Endergebnis des Meinungsbildes zur Umbenennung der Kolonialisten-Straßennamen in Rheinau: Denn sie wissen, was sie tun…
Die Auszählung der 3.377 gültigen Stimmen des Meinungsbildes zu den bevorzugten Namen für die Umbenennung der vier Straßen Gustav-Nachtigal-Straße, Leutweinstraße, Lüderitzstraße und Sven-Hedin-Weg hat ein eindeutiges Bild ergeben: In Rheinau Süd wurden vier Namen mit großem Abstand bevorzugt, die keinen Bezug in Form einer „Wiedergutmachung“ zu der Kolonialisten- bzw. Nazi-Ehrung in Form von Straßennamen haben. Im übrigen Mannheim ist das Ergebnis nicht so eindeutig. Hier wäre zumindest mit der Miriam Makeba-Straße wenigstens eine antikoloniale Persönlichkeiten zur Ehrung gelangt, was für die Entscheidung des Gemeinderats durchaus von Relevanz sein müsste.

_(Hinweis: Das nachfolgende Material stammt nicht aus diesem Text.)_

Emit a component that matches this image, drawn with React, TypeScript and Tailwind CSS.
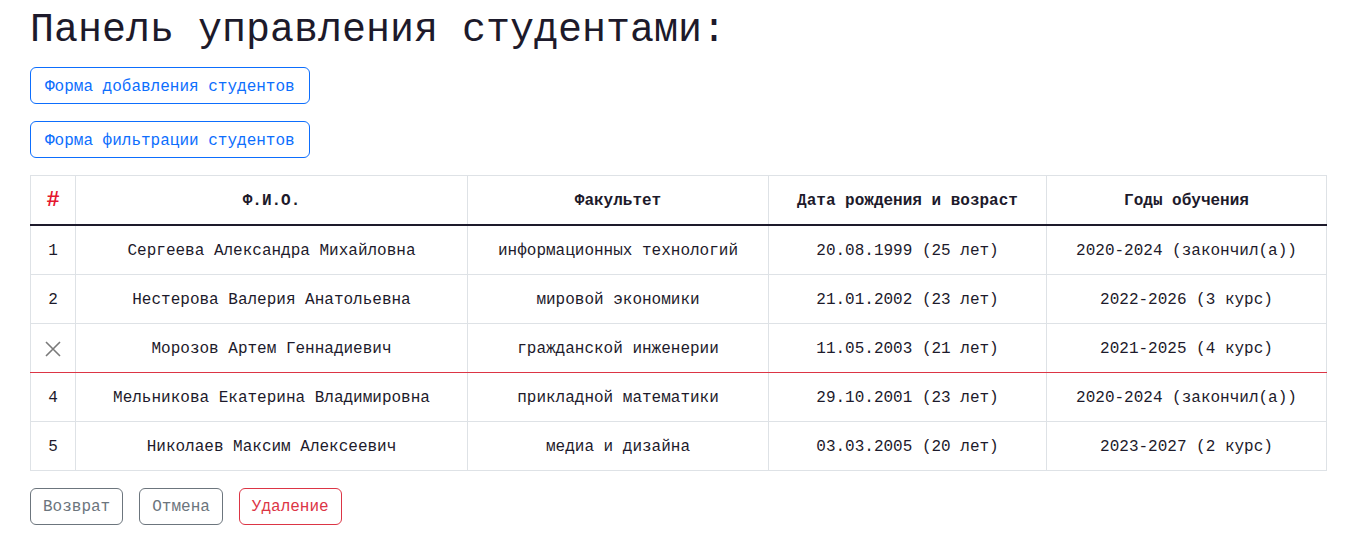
const students = [
  { id: 1, name: 'Сергеева Александра Михайловна', faculty: 'информационных технологий', birth: '20.08.1999 (25 лет)', years: '2020-2024 (закончил(а))' },
  { id: 2, name: 'Нестерова Валерия Анатольевна', faculty: 'мировой экономики', birth: '21.01.2002 (23 лет)', years: '2022-2026 (3 курс)' },
  { id: 3, name: 'Морозов Артем Геннадиевич', faculty: 'гражданской инженерии', birth: '11.05.2003 (21 лет)', years: '2021-2025 (4 курс)', marked: true },
  { id: 4, name: 'Мельникова Екатерина Владимировна', faculty: 'прикладной математики', birth: '29.10.2001 (23 лет)', years: '2020-2024 (закончил(а))' },
  { id: 5, name: 'Николаев Максим Алексеевич', faculty: 'медиа и дизайна', birth: '03.03.2005 (20 лет)', years: '2023-2027 (2 курс)' },
];

const CrossIcon = () => (
  <svg width="18" height="18" viewBox="0 0 18 18" className="mx-auto block">
    <path d="M2 2 L16 16 M16 2 L2 16" stroke="#7a7a7a" strokeWidth="1.6" fill="none" />
  </svg>
);

export default function App() {
  const cell = 'border border-[#dee2e6] pt-[13px] pb-[11px] px-2 text-center leading-6';

  return (
    <div className="min-h-screen bg-white px-[30px] text-[16px] text-[#1d1a2b]" style={{ fontFamily: '"Liberation Mono", "DejaVu Sans Mono", monospace' }}>
      <h1 className="pt-[7px] mb-3 text-[40px] leading-[48px] font-normal">Панель управления студентами:</h1>

      <div className="flex flex-col items-start gap-[17px]">
        <button className="h-[37px] px-[14px] pt-[2px] border border-[#0d6efd] rounded-md text-[#0d6efd] leading-6">
          Форма добавления студентов
        </button>
        <button className="h-[37px] px-[14px] pt-[2px] border border-[#0d6efd] rounded-md text-[#0d6efd] leading-6">
          Форма фильтрации студентов
        </button>
      </div>

      <table className="mt-[17px] w-[1296px] border-collapse table-fixed">
        <thead>
          <tr>
            <th className={`${cell} w-[45px] font-bold text-[22px] text-[#e5172f] border-b-2 border-b-[#1d1a2b]`}>#</th>
            <th className={`${cell} w-[392px] font-bold border-b-2 border-b-[#1d1a2b]`}>Ф.И.О.</th>
            <th className={`${cell} w-[301px] font-bold border-b-2 border-b-[#1d1a2b]`}>Факультет</th>
            <th className={`${cell} w-[278px] font-bold border-b-2 border-b-[#1d1a2b]`}>Дата рождения и возраст</th>
            <th className={`${cell} w-[280px] font-bold border-b-2 border-b-[#1d1a2b]`}>Годы обучения</th>
          </tr>
        </thead>
        <tbody>
          {students.map((s) => {
            const rowCell = s.marked ? `${cell} border-b-[#dc3545]` : cell;
            return (
              <tr key={s.id}>
                <td className={rowCell}>{s.marked ? <CrossIcon /> : s.id}</td>
                <td className={rowCell}>{s.name}</td>
                <td className={rowCell}>{s.faculty}</td>
                <td className={rowCell}>{s.birth}</td>
                <td className={rowCell}>{s.years}</td>
              </tr>
            );
          })}
        </tbody>
      </table>

      <div className="mt-[17px] flex gap-4">
        <button className="h-[37px] px-3 pt-px border border-[#6c757d] rounded-md text-[#6c757d] leading-6">Возврат</button>
        <button className="h-[37px] px-3 pt-px border border-[#6c757d] rounded-md text-[#6c757d] leading-6">Отмена</button>
        <button className="h-[37px] px-3 pt-px border border-[#dc3545] rounded-md text-[#dc3545] leading-6">Удаление</button>
      </div>
    </div>
  );
}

Zunächst muss man feststellen: Dass die vier üblen Straßennamen überhaupt beseitigt werden, hat der Gemeinderat mehrheitlich beschlossen. Das hat sicherlich viele der betroffenen Straßenbewohner:innen geärgert, denn es bringt – ganz unideell betrachtet – einfach ein bisschen Umstände mit sich. Die können ideell betrachtet nur aufgewogen werden, indem die Betroffenen sich mit der Gesamtbevölkerung Mannheims freuen könnten, dass Mannheim (fast) nicht mehr zu den Städten gehört, die derart belastete Straßennamen wurstig hinnehmen oder heimlich sogar als eine besondere Zierde empfinden.

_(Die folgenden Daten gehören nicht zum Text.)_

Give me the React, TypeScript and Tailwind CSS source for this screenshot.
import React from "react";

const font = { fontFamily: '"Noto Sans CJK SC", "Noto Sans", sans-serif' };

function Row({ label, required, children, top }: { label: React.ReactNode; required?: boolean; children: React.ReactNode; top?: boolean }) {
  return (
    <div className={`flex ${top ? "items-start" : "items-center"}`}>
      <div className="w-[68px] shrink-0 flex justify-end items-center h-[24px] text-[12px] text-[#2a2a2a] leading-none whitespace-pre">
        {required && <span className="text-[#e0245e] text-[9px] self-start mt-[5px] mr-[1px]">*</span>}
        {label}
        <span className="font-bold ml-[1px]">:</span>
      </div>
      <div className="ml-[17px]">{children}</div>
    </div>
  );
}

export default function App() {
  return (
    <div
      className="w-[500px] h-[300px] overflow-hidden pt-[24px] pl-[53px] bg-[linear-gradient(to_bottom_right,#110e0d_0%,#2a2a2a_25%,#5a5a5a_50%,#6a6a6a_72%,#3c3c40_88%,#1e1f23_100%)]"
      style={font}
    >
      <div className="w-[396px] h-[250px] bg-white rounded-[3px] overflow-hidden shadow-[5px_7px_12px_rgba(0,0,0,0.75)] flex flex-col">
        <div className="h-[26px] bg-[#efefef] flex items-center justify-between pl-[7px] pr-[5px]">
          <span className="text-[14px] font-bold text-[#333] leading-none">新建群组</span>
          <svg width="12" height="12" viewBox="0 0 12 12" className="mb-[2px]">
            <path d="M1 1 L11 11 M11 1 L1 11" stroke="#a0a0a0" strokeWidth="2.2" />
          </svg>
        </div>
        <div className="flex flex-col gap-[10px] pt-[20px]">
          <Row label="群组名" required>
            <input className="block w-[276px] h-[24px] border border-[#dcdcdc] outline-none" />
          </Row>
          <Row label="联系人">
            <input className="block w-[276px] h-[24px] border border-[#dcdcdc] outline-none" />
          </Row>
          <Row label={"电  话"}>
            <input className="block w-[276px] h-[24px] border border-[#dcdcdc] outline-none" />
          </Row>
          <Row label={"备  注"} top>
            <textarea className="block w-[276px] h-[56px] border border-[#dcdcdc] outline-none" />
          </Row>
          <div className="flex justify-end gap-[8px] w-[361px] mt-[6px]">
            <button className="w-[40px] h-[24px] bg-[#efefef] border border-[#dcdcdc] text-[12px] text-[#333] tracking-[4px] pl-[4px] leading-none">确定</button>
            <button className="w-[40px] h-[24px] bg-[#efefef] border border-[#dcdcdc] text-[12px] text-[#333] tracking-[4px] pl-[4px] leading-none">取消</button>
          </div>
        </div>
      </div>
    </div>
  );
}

Wenn nun aber dieser „Ärger“ beschlossen war, hätten ja die neuen Namen beliebig aus der Vorschlagsliste gewählt werden können. Dem war aber eindeutig weder in Rheinau-Süd noch in der restlichen Stadt so. Es wurde polarisiert abgestimmt. In Rheinau Süd hatte man (sprich der Siedlerverein) sich auf vier „unverfängliche“ Namen aus der ganzen Liste geeinigt und zwischen 76% und 90% in großer Geschlossenheit abgestimmt. Zur Ehrung antikolonialer Persönlichkeiten konnten sich in diesem Stadtteil, der ja weit größer als die IG-Farben / BASF-Siedlung ist, nur zwischen 8% und 10% entschließen. Der Rest der Vorschläge blieb bis auf die Gorilla-Forscherin Dian Fossey unter „ferner liefen“. Umgekehrt gab es im Rest Mannheims doch eine breitere Unterstützung für die vier von der AG Kolonialismus Mannheim vorgeschlagenen antikolonialen Persönlichkeiten. Aber eben doch weniger als für die vom Siedlerverein Vorgeschlagenen. Dass in deren Block Marco Polo deutlich an der Spitze steht ist sicherlich seinem Bekanntheitsgrad zuzuschreiben, ebenso wie Miriam Makeba im antikolonialen Block.
Dass die an einer antikolonialen und entnazifierenden Straßenumbenennung Interessierten nicht mehr in ihrem Sinn Abstimmende mobilisieren und stadtweit grob nur die Hälfte der Stimmen der „Anderen“ erzielen konnten, wirft ein Licht auf die politische Stimmung in dieser Stadt und auch auf den Eifer der Parteien, die sich schon im Gemeinderat querstellten, von CDU bis AfD. Für die ist eine solche Abstimmung ein „kleiner Reichsparteitag“.
Das letzte Wort hat nun nach der Empfehlung durch den Bezirksbeirat Rheinau (am 12. Juni, nach der Gemeinderatswahl) der dann noch amtierende bisherige Gemeinderat am 11. Juli.
Politisch bedingte Straßenumbenennungen sind kein einfaches Gelände. Die AG Kolonialismus Mannheim hat sich da gut geschlagen mit viel Informationsarbeit im Vorfeld.